__Required work__: Using the data below, tally the lines that include the string "React". Only the number is wanted.
— START —
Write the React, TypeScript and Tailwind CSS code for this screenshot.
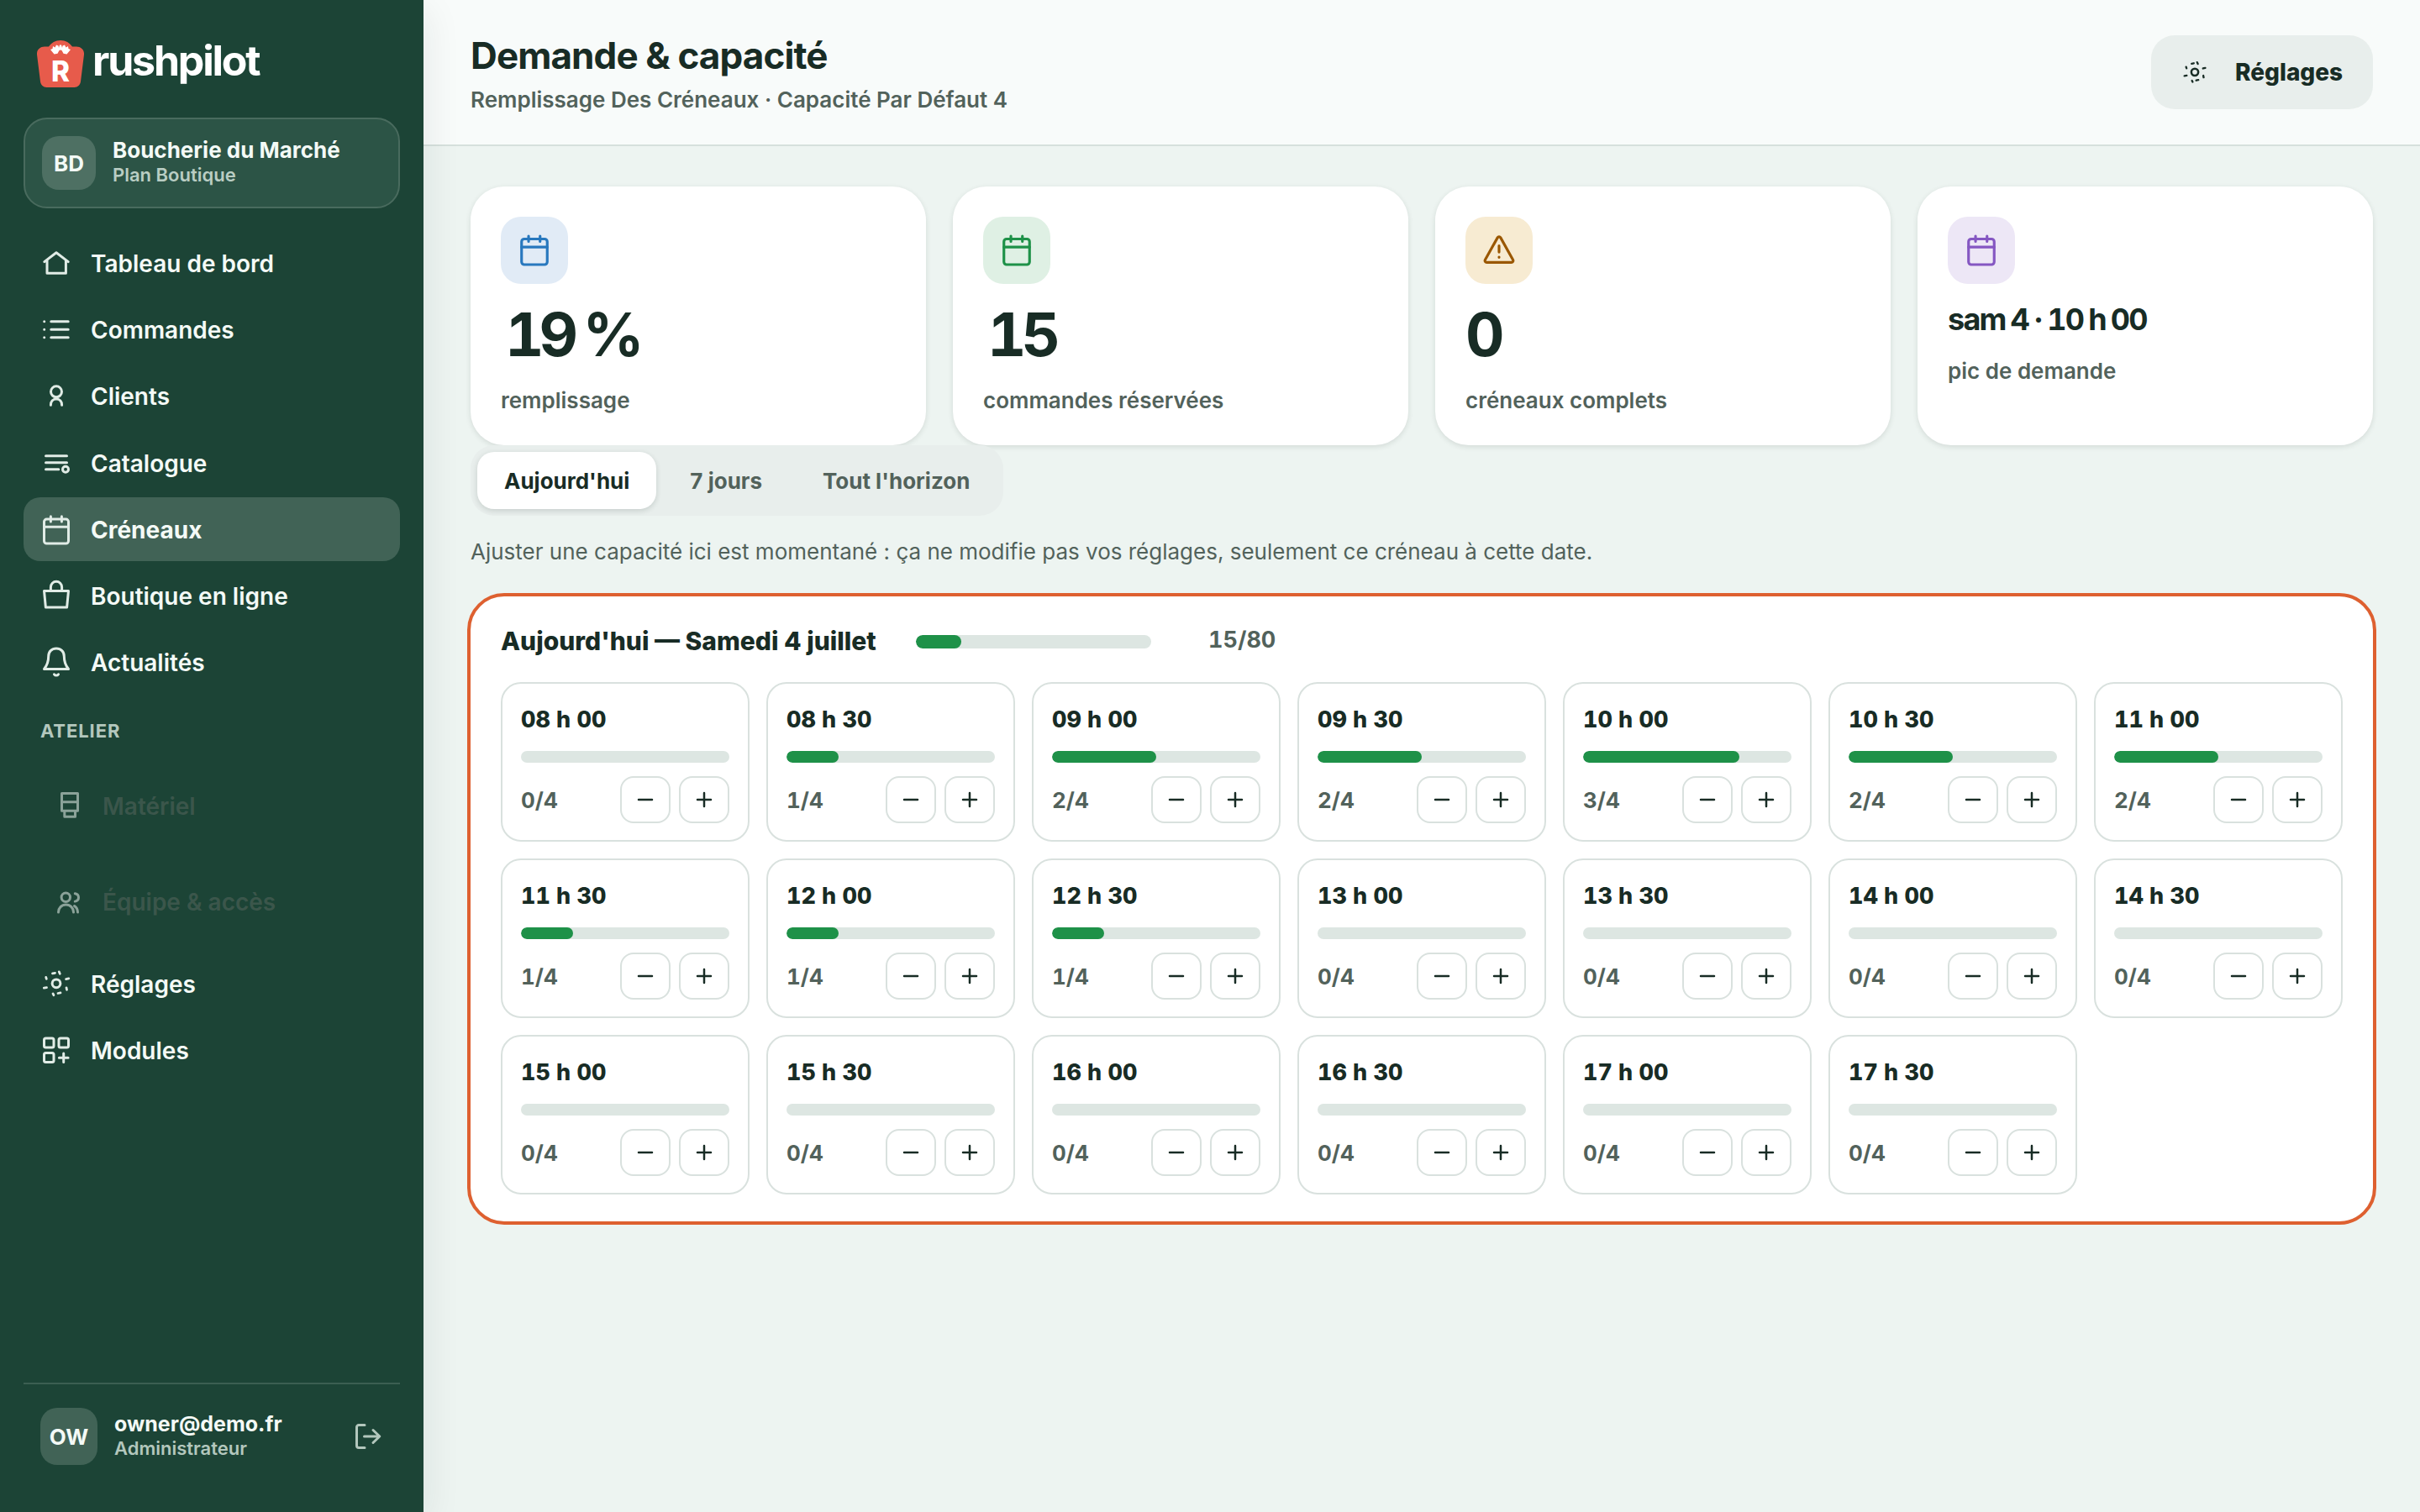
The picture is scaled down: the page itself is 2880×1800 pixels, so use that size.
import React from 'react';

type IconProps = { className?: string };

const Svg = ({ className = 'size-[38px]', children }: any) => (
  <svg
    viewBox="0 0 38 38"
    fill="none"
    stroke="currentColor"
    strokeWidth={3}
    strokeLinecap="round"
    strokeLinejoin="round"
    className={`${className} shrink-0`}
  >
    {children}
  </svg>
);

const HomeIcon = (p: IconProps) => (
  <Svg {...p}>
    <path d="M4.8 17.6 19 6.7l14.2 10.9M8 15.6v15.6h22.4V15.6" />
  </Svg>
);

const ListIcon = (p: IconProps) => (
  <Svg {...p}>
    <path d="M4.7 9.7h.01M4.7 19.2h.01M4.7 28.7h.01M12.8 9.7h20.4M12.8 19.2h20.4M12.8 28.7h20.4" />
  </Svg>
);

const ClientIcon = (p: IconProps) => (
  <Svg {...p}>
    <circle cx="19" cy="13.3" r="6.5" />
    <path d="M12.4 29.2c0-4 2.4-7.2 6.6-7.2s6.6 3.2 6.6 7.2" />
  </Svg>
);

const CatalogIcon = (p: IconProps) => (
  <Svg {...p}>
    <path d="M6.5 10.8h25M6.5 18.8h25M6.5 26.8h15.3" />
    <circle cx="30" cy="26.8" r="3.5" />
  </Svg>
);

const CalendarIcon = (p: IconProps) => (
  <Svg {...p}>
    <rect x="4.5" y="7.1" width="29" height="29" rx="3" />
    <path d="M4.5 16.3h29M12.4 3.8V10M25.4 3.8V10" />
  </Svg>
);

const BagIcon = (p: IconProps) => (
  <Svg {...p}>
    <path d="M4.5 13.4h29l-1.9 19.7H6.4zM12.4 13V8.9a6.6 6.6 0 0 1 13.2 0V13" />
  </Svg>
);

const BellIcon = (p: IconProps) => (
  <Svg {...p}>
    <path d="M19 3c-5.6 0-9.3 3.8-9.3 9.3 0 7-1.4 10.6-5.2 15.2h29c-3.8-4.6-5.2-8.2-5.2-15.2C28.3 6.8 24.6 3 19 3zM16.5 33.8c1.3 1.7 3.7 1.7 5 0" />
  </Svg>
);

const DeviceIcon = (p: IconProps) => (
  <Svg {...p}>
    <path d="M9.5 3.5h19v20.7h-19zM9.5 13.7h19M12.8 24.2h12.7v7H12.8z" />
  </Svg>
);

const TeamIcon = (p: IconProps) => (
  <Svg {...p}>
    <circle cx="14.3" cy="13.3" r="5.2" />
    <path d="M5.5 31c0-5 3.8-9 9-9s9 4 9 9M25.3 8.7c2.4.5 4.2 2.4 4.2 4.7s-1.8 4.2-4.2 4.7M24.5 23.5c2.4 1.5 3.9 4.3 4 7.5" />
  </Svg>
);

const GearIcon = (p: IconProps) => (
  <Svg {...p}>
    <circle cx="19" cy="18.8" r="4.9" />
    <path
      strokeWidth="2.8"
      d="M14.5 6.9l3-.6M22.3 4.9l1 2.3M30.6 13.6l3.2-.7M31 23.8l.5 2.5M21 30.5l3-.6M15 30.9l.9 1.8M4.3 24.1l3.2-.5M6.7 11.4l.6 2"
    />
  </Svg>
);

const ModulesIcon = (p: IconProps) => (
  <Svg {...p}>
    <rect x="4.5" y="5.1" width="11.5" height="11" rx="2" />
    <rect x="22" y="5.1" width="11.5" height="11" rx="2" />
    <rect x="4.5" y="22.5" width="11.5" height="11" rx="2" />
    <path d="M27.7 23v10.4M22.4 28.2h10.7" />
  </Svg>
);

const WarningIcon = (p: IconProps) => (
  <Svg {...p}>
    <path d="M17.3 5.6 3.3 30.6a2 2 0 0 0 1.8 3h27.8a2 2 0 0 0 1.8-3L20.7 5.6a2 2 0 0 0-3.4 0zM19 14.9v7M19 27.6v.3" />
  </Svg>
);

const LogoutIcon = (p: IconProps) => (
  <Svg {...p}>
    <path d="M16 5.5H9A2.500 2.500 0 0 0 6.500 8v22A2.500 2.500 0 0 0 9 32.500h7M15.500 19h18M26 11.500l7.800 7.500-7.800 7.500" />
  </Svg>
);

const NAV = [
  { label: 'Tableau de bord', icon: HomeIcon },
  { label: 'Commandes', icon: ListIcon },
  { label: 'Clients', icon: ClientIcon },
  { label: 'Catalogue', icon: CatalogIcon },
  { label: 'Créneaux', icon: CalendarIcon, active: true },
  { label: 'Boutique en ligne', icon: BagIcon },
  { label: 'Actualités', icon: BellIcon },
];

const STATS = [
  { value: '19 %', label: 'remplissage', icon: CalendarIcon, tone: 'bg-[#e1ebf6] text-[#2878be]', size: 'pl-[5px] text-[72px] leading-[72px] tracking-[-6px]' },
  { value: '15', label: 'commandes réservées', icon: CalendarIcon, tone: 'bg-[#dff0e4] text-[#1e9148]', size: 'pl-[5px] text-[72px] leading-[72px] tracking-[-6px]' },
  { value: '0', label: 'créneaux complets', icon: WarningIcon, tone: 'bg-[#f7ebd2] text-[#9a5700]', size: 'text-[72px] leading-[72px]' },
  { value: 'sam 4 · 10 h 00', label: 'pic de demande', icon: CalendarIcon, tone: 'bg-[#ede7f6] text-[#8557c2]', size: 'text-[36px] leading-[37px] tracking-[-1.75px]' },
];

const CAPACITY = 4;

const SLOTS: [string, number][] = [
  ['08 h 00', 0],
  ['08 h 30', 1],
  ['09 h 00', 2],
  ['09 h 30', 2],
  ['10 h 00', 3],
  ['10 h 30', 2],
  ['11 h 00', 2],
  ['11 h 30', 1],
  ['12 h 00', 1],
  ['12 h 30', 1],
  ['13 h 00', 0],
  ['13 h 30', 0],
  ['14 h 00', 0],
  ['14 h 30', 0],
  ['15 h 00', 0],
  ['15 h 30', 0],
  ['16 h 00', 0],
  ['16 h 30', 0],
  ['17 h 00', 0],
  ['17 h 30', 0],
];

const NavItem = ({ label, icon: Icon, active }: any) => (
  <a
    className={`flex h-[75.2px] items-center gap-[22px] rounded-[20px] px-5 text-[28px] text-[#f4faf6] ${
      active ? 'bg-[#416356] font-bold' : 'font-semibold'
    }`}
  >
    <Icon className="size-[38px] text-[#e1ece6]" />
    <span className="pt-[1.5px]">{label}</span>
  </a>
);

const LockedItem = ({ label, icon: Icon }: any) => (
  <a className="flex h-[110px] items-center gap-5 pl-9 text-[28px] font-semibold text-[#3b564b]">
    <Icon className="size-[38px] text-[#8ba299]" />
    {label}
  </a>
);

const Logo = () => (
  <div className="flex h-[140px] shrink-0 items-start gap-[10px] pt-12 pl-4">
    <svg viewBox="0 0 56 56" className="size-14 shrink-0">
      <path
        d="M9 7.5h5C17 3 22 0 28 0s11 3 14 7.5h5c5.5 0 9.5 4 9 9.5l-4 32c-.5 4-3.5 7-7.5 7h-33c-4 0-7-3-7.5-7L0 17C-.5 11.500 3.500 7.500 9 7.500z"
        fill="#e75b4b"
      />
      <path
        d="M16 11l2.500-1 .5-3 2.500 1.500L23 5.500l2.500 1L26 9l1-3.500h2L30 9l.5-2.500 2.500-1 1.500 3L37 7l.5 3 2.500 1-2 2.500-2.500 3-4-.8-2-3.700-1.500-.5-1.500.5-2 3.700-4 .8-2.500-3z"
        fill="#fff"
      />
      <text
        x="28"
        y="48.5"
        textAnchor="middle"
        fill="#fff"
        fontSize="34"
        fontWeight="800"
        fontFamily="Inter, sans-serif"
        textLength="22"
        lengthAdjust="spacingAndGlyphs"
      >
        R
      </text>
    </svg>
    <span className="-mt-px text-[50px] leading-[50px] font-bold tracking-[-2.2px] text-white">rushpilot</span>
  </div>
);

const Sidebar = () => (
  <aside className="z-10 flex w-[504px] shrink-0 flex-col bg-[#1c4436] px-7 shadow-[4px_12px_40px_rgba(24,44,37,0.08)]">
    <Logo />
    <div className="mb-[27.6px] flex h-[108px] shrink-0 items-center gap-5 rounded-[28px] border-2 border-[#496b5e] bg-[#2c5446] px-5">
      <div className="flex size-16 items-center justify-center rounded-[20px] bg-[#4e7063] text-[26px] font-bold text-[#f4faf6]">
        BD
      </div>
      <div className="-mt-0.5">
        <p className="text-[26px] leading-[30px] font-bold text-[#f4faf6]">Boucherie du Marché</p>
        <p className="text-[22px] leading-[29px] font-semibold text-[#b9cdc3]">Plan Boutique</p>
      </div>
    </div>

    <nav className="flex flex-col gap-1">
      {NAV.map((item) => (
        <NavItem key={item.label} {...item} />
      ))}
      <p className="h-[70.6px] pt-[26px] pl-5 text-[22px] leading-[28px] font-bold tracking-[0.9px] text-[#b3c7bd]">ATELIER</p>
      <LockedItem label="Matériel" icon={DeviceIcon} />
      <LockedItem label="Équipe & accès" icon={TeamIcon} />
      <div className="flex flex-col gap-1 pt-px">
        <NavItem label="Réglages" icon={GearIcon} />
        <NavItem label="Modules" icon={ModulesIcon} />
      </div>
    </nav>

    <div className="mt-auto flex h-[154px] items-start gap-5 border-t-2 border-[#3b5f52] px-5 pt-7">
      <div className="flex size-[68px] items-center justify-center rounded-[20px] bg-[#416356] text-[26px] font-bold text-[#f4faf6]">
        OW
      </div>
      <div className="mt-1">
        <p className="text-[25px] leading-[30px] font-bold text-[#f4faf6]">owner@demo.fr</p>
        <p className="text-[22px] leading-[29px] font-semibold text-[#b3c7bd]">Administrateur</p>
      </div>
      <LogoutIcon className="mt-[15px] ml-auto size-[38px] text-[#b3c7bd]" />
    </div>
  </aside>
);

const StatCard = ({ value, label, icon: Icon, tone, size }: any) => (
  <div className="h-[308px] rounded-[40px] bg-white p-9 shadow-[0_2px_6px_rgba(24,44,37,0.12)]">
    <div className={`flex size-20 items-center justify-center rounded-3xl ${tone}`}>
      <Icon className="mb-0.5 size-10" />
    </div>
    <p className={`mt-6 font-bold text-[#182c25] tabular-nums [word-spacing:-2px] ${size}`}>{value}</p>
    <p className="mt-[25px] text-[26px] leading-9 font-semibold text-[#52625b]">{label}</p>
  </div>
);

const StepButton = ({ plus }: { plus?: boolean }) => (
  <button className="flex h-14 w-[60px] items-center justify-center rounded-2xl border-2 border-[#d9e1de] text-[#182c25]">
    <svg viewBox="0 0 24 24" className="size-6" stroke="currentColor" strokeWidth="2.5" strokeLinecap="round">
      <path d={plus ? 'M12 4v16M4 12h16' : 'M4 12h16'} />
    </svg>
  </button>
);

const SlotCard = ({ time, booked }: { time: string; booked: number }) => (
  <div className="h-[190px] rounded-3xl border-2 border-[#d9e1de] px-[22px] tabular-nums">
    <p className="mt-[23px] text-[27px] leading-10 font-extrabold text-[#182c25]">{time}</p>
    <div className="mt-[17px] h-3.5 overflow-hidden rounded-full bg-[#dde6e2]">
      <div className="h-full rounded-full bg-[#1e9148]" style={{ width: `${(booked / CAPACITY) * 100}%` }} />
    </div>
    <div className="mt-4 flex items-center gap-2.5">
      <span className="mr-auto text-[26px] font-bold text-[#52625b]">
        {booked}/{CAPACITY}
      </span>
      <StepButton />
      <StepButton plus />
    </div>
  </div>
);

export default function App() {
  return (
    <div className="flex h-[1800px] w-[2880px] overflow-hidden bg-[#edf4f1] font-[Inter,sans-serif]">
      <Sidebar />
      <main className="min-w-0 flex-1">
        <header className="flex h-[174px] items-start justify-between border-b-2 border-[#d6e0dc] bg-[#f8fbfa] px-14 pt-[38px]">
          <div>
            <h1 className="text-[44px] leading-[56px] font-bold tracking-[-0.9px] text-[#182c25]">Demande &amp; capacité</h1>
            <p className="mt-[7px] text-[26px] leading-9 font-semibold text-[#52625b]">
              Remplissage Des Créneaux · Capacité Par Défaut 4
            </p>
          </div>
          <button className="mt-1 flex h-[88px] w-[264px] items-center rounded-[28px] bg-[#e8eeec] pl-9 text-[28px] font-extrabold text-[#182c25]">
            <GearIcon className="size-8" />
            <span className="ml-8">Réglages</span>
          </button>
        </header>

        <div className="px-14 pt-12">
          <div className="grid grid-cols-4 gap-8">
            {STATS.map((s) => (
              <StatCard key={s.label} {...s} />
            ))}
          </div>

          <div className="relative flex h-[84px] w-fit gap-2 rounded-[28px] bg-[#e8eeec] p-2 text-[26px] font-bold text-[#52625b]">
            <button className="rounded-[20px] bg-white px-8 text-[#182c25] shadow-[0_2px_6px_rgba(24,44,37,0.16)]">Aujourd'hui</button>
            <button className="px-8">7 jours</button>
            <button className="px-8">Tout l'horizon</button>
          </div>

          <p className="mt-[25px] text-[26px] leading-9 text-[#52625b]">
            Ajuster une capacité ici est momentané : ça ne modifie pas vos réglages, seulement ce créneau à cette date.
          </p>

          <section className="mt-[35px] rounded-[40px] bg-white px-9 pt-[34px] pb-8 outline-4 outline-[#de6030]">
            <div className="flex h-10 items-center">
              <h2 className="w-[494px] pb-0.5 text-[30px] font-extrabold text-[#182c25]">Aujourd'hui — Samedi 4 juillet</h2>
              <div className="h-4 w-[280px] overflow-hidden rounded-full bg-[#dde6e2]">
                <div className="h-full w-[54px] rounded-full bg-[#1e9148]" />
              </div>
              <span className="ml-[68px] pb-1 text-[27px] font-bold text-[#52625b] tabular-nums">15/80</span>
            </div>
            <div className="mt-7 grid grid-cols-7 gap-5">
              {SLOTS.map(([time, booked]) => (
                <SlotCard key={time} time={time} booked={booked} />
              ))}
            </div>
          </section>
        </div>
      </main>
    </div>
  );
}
— END —
__Solution below__: 2